Veniamo alla lettera. Che cosa ha spinto suo padre a scrivere la lettera sul testamento biologico?
Quella lettera è un grido di dolore che non ammette strumentalizzazioni o fraintendimenti. Intimo e acuto, di una persona lucida, consapevole e profondamente cattolica che mette a disposizione una situazione privata per cambiare la situazione a favore di molti. Michele vorrebbe una legge che renda pacifico il rispetto della sua volontà di malato terminale e della sua dignità che è anche quella di tanti malati come lui. La legge offre a tutti pari opportunità e fa sentire i suoi cittadini e le loro famiglie meno soli di fronte a decisioni difficilissime che creano turbamento, dubbio e lacerazione. Questo è un dovere dello Stato, sostenere e dar certezza, in ugual misura, a ogni suo cittadino. Soprattutto a quelli più fragili.
Le reazioni dei parlamentari a cui è indirizzata?
Al momento hanno risposto, tramite twitter, solo Grasso e Boldrini. Poi molti messaggi privati dalla società civile e da sacerdoti amici. La sensazione è che l’appello abbia ridato impulso a un dibattito che tocca molti, moltissimi. Un impulso a pensare.
Perché la Chiesa tace?
La Chiesa è una realtà composita. Non prese posizione neppure nel 1965 per la vicenda dei cappellani militari. Non condannò quel gruppo di cappellani che avevano dichiarato l’obiezione di coscienza espressione di viltà ed estranea al comandamento cristiano dell’amore. Non prese posizione a favore di don Milani quando scrisse le due bellissime lettere ai cappellani e ai giudici, tutte concentrate sul primato della coscienza e che hanno contribuito a far approvare la legge sull’obiezione. Veri e propri documenti sociali e civili.
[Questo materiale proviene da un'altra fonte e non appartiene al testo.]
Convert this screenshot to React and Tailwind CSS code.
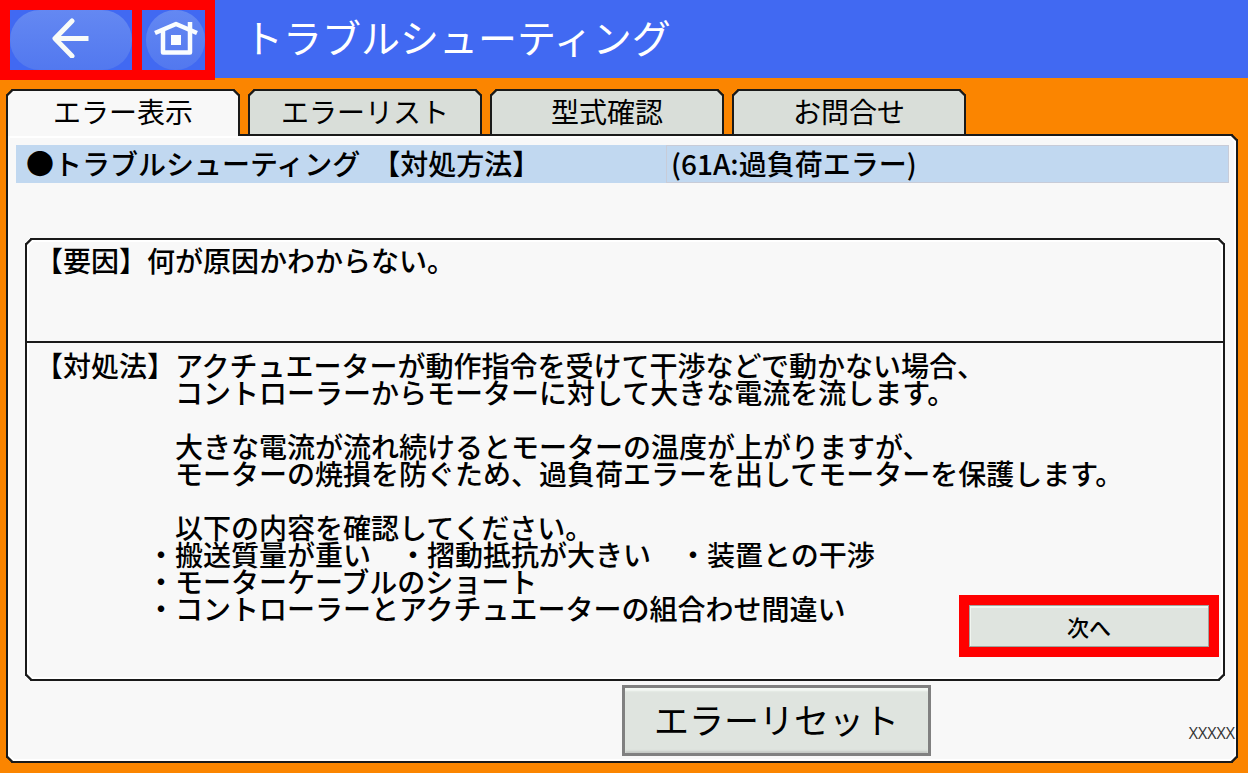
import React, { useState } from 'react'

const tabs = ['エラー表示', 'エラーリスト', '型式確認', 'お問合せ']

const remedy = [
  '【対処法】アクチュエーターが動作指令を受けて干渉などで動かない場合、',
  '　　　　　コントローラーからモーターに対して大きな電流を流します。',
  '',
  '　　　　　大きな電流が流れ続けるとモーターの温度が上がりますが、',
  '　　　　　モーターの焼損を防ぐため、過負荷エラーを出してモーターを保護します。'
].join('\n')

const checks = [
  '　　　　　以下の内容を確認してください。',
  '　　　　・搬送質量が重い　・摺動抵抗が大きい　・装置との干渉',
  '　　　　・モーターケーブルのショート',
  '　　　　・コントローラーとアクチュエーターの組合わせ間違い'
].join('\n')

function BackIcon() {
  return (
    <svg width="38" height="40" viewBox="0 0 38 40" fill="none" stroke="#f8fbf8" strokeWidth="5" strokeLinejoin="round" aria-hidden="true">
      <path d="M20 3 3 20.500 20 38" strokeLinecap="round" />
      <path d="M3 20.500H36.500" />
    </svg>
  )
}

function HomeIcon() {
  return (
    <svg width="44" height="35" viewBox="0 0 44 35" fill="none" stroke="#fafdff" aria-hidden="true">
      <path d="M1 12 22 3 43 12" strokeWidth="4.500" strokeLinejoin="round" />
      <path d="M9 10V31.500H36V10M36 9V1" strokeWidth="4.500" strokeLinejoin="round" />
      <path d="M17 14h10v10H17z" fill="#fafdff" stroke="none" />
    </svg>
  )
}

function Header() {
  return (
    <header className="flex items-start h-[78px] bg-[#4169f2]">
      <nav className="relative flex gap-2.5 p-2.5 h-20 bg-[#ff0000]">
        <button type="button" aria-label="戻る" className="w-[122px] bg-[#4169f2]">
          <span className="flex items-center justify-center h-full pb-1 rounded-full bg-linear-to-b from-[#6488f2] to-[#5278ef]">
            <BackIcon />
          </span>
        </button>
        <button type="button" aria-label="ホーム" className="w-[63px] pl-1 bg-[#4169f2]">
          <span className="flex items-center justify-center h-full pb-1 rounded-full bg-linear-to-b from-[#6488f2] to-[#5278ef]">
            <HomeIcon />
          </span>
        </button>
      </nav>
      <h1 className="self-center pb-1.5 ml-[29px] text-[39px] leading-none text-white">トラブルシューティング</h1>
    </header>
  )
}

export default function App() {
  const [active, setActive] = useState(0)

  return (
    <div className="flex flex-col min-h-screen bg-[#fb8500] text-black font-['Noto_Sans_CJK_JP',sans-serif]">
      <Header />
      <main className="flex flex-col flex-1 pt-[11px] pl-1.5 pr-2.5 pb-2.5">
        <div role="tablist" className="flex gap-2 h-[45px]">
          {tabs.map((t, i) => (
            <button
              key={t}
              type="button"
              role="tab"
              aria-selected={i === active}
              onClick={() => setActive(i)}
              className={`w-[234px] text-[28px] leading-none border-2 border-b-0 border-[#1a1a1a] rounded-t-[6px] [corner-shape:bevel] ${
                i === active ? 'relative h-[47px] pb-1.5 bg-[#f8f8f8]' : 'h-[45px] pb-1 bg-[#d9ded9]'
              }`}
            >
              {t}
            </button>
          ))}
        </div>

        <section className="flex flex-col flex-1 border-2 border-[#1a1a1a] rounded-[6px] rounded-tl-none [corner-shape:bevel] bg-[#f8f8f8] shadow-[inset_0_0_0_2px_#ffffff]">
          <h2 className="flex mt-[9px] ml-2 mr-[7px] h-[38px] bg-[#c1d8f0] text-[28px] leading-9 font-medium">
            <span className="flex gap-3 w-[650px] pl-2.5">
              <span>●トラブルシューティング</span>
              <span>【対処方法】</span>
            </span>
            <span className="flex-1 pl-1 leading-[34px] border border-[#c8ccd8]">(61A:過負荷エラー)</span>
          </h2>

          <div className="flex flex-col flex-1 mt-[55px] ml-[17px] mr-[11px] border-2 border-[#1a1a1a] rounded-[6px] [corner-shape:bevel] shadow-[inset_0_0_0_2px_#ffffff] text-[28px] leading-[27px] font-medium">
            <p className="h-[103px] pt-[7px] pl-2 border-b-2 border-[#1a1a1a]">【要因】何が原因かわからない。</p>
            <p className="pt-[9px] pl-2 whitespace-pre">{remedy}</p>
            <div className="flex flex-1 justify-between mt-[27px] pl-2 pr-1">
              <p className="whitespace-pre">{checks}</p>
              <div className="self-end mb-[22px] p-2.5 bg-[#ff0000]">
                <button
                  type="button"
                  className="block w-60 h-[42px] border border-[#a0a5a0] bg-[#dfe4df] shadow-[inset_1px_2px_0_#f0f5f0] text-[22px] leading-none"
                >
                  次へ
                </button>
              </div>
            </div>
          </div>

          <footer className="flex items-start mt-1 mb-[5px]">
            <button
              type="button"
              className="ml-[50%] w-[309px] h-[71px] pb-1 border-3 border-[#808080] bg-[#dfe4df] shadow-[inset_0_3px_2px_#f4f9f4,inset_0_-2px_2px_#c4c9c4] text-[35px] leading-none"
            >
              エラーリセット
            </button>
            <span className="ml-auto mt-[38px] mr-px text-base leading-5 text-[#333333] font-['Open_Sans',sans-serif]">
              XXXXX
            </span>
          </footer>
        </section>
      </main>
    </div>
  )
}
Il silenzio della Chiesa preoccupa suo padre?
Nel suo ultimo libro Michele lo dice chiaramente e mette “due Chiese a confronto”: una in linea con gli interessi costituiti, l’altra quella schierata con gli ultimi e gli emarginati che lotta contro le ingiustizie sociali. E conclude che la Chiesa cammina lentamente ma prima o poi arriva. Nel frattempo, aggiungo io, dovrebbe dare conforto alle sue creature sofferenti.
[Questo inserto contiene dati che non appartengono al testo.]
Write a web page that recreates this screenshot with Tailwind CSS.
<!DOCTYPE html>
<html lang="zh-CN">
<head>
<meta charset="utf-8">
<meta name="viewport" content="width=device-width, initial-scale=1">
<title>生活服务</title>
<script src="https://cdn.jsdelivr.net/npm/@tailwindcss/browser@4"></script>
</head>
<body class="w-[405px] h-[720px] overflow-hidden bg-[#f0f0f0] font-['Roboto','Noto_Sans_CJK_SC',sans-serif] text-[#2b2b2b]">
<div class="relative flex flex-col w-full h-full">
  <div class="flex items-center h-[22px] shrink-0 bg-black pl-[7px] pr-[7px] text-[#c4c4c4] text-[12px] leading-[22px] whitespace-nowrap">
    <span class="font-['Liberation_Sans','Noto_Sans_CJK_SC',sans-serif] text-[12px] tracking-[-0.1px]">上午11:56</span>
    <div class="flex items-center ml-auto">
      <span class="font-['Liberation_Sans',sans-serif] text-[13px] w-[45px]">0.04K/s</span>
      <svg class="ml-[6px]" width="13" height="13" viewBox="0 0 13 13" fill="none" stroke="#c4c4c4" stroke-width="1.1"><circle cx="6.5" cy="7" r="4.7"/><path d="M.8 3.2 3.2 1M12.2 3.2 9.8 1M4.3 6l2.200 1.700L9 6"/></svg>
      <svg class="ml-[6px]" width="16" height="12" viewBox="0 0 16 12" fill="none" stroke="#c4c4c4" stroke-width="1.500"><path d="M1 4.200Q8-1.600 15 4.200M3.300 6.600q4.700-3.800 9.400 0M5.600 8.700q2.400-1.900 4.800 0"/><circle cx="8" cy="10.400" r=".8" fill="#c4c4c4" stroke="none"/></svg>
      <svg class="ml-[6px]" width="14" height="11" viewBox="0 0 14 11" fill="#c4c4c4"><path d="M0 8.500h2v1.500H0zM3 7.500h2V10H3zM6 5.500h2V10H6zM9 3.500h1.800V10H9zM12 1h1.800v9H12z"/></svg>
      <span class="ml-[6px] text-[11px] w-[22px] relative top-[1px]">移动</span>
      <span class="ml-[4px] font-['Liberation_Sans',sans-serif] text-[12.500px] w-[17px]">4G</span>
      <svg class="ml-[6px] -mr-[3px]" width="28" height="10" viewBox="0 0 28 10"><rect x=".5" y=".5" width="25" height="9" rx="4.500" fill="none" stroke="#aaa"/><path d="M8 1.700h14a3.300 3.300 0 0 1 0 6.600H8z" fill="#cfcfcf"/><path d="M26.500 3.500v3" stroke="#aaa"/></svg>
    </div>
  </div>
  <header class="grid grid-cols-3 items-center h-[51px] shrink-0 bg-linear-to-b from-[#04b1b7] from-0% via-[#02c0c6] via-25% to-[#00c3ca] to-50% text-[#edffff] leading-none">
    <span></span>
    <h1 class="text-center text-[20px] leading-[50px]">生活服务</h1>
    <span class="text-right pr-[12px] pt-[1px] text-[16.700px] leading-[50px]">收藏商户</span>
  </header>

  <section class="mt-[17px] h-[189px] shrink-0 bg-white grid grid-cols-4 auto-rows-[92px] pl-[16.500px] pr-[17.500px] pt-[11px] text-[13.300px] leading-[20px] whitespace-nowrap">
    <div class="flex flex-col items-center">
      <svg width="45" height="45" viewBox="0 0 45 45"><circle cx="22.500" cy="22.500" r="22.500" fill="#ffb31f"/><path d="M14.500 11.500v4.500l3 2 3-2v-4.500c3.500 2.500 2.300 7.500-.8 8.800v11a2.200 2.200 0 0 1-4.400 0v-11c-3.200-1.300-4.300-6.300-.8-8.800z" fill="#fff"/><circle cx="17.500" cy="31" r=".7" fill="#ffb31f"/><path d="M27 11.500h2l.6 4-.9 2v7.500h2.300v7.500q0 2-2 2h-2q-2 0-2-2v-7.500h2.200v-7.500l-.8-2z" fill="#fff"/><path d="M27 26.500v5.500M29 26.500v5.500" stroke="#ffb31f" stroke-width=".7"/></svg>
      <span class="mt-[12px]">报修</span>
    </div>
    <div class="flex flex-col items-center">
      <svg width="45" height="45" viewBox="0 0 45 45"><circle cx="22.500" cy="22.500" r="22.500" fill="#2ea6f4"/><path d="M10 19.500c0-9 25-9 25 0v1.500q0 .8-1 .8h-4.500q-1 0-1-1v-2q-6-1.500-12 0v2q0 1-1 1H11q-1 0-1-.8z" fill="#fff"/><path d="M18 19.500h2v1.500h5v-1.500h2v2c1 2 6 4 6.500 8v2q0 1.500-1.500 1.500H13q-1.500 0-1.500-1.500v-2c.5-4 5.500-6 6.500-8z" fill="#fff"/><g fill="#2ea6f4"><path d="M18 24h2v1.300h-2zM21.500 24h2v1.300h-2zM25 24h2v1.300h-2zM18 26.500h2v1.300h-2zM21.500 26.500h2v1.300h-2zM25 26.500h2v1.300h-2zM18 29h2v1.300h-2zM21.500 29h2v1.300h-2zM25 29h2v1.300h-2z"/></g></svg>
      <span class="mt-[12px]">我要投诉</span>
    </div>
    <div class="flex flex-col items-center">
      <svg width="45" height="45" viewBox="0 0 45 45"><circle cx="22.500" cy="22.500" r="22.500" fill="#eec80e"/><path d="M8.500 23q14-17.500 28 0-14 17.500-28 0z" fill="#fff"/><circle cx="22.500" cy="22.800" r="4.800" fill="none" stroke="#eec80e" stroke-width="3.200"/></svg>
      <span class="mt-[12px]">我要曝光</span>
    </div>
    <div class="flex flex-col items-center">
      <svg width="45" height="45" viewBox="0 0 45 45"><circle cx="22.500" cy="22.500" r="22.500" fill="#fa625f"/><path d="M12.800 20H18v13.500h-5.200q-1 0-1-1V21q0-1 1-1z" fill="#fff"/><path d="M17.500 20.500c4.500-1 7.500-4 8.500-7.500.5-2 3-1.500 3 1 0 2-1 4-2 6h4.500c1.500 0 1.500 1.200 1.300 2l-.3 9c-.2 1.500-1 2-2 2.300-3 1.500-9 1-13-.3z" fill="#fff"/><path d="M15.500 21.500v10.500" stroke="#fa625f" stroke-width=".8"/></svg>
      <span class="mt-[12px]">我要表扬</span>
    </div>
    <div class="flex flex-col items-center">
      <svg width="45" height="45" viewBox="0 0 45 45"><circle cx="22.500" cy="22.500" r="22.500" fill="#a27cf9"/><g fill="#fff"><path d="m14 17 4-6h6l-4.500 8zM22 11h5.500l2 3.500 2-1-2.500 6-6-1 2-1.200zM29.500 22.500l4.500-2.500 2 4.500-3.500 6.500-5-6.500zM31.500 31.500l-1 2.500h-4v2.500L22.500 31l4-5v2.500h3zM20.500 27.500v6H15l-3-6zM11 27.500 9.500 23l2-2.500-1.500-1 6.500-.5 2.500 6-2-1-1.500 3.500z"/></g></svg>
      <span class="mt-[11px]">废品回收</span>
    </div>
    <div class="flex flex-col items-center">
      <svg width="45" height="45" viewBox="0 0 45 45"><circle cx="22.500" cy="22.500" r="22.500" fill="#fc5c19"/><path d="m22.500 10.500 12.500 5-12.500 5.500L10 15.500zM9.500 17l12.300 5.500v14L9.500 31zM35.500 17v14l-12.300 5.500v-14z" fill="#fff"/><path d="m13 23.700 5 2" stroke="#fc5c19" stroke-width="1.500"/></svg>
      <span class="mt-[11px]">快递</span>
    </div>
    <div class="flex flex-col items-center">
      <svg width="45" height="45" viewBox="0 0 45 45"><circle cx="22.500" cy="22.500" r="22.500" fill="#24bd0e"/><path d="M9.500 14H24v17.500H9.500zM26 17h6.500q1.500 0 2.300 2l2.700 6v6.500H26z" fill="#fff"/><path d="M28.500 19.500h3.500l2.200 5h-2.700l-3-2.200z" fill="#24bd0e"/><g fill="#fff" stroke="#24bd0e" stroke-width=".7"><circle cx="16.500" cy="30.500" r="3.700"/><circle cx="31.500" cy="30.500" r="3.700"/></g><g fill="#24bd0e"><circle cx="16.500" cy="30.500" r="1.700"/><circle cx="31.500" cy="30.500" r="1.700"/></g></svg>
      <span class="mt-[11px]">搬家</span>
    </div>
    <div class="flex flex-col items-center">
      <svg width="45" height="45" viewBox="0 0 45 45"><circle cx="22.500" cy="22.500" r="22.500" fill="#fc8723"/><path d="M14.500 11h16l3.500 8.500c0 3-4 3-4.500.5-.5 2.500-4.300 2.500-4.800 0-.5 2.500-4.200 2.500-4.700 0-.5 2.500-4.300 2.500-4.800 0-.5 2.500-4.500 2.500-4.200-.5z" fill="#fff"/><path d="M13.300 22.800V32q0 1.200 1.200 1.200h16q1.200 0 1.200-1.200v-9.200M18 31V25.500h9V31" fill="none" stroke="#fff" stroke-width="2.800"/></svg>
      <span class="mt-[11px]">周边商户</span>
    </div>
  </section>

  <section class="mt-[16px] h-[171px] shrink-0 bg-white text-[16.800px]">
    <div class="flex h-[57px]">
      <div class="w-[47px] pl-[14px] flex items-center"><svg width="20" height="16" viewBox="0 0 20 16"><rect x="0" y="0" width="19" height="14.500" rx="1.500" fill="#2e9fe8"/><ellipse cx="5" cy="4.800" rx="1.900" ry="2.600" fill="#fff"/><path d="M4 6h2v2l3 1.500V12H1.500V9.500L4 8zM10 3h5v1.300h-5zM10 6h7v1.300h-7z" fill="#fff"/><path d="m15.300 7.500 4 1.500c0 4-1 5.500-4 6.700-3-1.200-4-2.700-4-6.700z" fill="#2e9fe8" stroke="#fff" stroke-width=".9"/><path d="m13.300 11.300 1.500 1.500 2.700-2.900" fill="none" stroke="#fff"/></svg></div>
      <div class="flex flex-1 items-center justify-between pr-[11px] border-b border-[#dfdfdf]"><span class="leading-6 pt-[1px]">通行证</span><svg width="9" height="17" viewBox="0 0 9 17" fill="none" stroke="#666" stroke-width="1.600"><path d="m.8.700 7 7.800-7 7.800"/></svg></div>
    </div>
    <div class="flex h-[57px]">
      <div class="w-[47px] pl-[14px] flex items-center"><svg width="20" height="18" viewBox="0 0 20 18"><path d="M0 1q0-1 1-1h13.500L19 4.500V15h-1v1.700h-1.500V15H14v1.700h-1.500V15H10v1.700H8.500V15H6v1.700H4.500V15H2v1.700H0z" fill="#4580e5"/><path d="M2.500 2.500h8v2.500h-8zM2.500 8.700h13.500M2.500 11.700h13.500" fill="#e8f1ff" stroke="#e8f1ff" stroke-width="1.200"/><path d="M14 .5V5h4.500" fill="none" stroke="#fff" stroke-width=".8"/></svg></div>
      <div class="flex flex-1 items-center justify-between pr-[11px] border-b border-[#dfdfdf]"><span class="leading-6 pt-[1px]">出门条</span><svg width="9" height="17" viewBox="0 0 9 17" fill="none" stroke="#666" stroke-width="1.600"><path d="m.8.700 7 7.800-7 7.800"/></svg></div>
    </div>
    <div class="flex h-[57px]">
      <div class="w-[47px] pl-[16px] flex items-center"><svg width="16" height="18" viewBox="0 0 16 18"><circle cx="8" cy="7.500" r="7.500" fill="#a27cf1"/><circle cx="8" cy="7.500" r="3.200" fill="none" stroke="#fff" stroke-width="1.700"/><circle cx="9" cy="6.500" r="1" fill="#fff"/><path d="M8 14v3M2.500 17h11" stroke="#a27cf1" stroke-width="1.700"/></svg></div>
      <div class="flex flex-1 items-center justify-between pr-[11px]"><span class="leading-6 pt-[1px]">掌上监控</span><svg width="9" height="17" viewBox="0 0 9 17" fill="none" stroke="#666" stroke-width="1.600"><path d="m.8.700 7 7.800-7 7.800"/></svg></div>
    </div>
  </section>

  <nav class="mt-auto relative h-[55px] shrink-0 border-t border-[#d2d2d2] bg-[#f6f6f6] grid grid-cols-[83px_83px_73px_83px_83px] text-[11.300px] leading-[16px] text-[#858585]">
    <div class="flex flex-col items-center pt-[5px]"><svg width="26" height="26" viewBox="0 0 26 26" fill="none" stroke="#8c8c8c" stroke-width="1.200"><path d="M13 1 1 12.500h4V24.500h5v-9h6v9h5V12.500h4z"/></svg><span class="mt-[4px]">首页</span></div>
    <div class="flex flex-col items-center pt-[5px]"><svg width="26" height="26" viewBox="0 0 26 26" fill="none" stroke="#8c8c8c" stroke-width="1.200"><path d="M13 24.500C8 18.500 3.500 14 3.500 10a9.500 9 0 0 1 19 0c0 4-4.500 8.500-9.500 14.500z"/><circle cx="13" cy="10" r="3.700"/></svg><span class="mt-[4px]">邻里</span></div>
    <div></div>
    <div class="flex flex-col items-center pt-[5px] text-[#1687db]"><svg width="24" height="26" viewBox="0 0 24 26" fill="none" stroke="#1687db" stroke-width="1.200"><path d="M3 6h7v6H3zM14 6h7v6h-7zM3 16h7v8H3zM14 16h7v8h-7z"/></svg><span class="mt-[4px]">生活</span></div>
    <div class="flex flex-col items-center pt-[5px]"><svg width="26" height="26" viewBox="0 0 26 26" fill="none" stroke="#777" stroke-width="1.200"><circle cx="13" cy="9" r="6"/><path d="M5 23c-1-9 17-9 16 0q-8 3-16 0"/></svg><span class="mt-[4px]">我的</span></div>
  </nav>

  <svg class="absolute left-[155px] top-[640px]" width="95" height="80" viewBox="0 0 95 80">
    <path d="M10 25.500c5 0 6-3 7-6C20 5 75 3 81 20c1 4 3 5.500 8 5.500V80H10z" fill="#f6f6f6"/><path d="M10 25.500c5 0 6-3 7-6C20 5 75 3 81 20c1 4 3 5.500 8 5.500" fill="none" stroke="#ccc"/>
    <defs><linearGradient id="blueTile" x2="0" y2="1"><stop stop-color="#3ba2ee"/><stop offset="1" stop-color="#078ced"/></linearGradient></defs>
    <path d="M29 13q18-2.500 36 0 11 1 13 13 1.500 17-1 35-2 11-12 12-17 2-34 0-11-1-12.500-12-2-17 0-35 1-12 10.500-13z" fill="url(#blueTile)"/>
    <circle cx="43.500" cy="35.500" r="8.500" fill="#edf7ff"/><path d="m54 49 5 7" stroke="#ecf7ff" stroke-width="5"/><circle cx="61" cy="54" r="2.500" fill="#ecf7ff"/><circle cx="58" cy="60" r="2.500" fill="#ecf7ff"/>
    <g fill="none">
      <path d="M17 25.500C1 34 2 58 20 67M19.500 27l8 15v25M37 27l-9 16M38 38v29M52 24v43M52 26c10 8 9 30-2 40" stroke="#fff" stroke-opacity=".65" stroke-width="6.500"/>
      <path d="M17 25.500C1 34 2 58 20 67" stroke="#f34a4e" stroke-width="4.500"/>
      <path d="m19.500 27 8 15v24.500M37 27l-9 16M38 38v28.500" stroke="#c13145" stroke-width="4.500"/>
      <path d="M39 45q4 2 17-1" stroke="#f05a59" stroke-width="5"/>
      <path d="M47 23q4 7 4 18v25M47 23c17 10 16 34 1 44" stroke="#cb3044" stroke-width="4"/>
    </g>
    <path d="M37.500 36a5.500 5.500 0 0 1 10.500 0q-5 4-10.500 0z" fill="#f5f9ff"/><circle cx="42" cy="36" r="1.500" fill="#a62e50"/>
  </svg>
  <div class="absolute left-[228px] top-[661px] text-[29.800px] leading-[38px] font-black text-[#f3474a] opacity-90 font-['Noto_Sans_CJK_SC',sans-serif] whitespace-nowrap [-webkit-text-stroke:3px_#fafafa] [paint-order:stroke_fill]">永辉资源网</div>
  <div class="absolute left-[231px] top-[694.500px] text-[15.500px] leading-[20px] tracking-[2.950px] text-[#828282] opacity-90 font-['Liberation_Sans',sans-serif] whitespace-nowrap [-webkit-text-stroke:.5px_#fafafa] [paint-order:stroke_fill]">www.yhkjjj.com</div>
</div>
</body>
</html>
Suo padre ha parlato con il Papa della malattia quando, il 20 giugno, ha fatto visita a Barbiana?
E’ stato un incontro privato e in quanto tale vorrei rimanesse. Francesco nella cucina povera di Barbiana era atteso come un padre che conforta, accoglie e protegge. E non era atteso solo da mio padre.. Profonda tenerezza, commozione e naturalezza hanno fatto da cornice a quei minuti. Il tempo si è fermato e riavvolto.
Di cosa ha più paura suo padre in questo suo calvario?
Le rispondo direttamente con le sue parole (intervista a Radio Radicale del 29/10/17) e anche in questa occasione adempio al mio compito.. “Oggi mi fa un po’ paura non sapere cosa si trova nel mondo sconosciuto, ma ho anche molta speranza. Mi fa poi paura sapere la sofferenza che questo mio stato dà alle persone che amo. Per quanto riguarda il mondo conosciuto ho paura che si costruiscano muri per chiudersi nel proprio egoismo anziché ponti che aprono le braccia e i cuori alla umanità sofferente”.
Don Milani avrebbe apprezzato la lettera di Michele?
Credo che don Lorenzo gli abbia insegnato a trattenere il respiro quando gli ha insegnato a guardare e riconoscere il cielo le notti d’estate a Barbiana. Lo ha corredato di saggezza, rabbia, giustizia e tenera ruvidezza. Mi risponda lei. Se suo figlio mettesse a disposizione la sua sofferenza per migliorare il mondo in cui viviamo, lei sarebbe contento?